Over the last 15 years, the country’s honeybee population has been decimated by colony collapse disorder. This has sounded the alarm for many chefs and bartenders. “Bees are so important to our life cycle, our planet, and the overall progression and potential of the culinary field,” says executive chef Ryan Rau at Denver’s Urban Farmer. “Honeybees travel up to three miles from the hive to find pollen, and on the way back they pollinate other plants they come across—in flower beds, fields, or urban vegetable gardens—all of which have the potential to end up on our plates.” Or, in the case of bartenders, in our rocks glasses.

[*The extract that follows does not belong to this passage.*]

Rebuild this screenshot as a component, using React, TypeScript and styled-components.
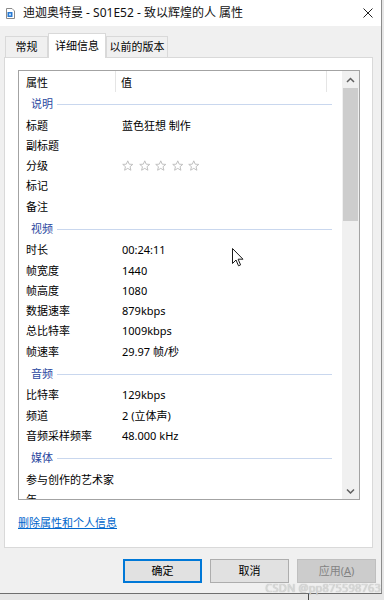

Urban Farmer has maintained on-site hives since 2017. The initiative supports honeybee preservation, models a sustainable hive-to-kitchen pipeline, and is the face of a bee-friendly bar program.

Got bees?

  • Honey syrup is a great natural sweetener that adds depth to cocktails
  • Bee pollen is an excellent rim topper
  • Raw honeycomb on the side is a perfect pairing for straight liquor, much like chocolate with wine

Urban Growhouse

Serves 1

  • 1 ¾ ounces Woody Creek Distillers gin
  • ½ ounce Chareau Aloe liqueur
  • ½ ounce honey syrup (1:1 honey to water)
  • ½ ounce lime juice
  • 2 pinches chopped fresh dill
  • 2 dashes bee pollen bitters

Combine all ingredients and shake with ice. Double strain into a coupe. Garnish with a sprig of dill and cracked black pepper.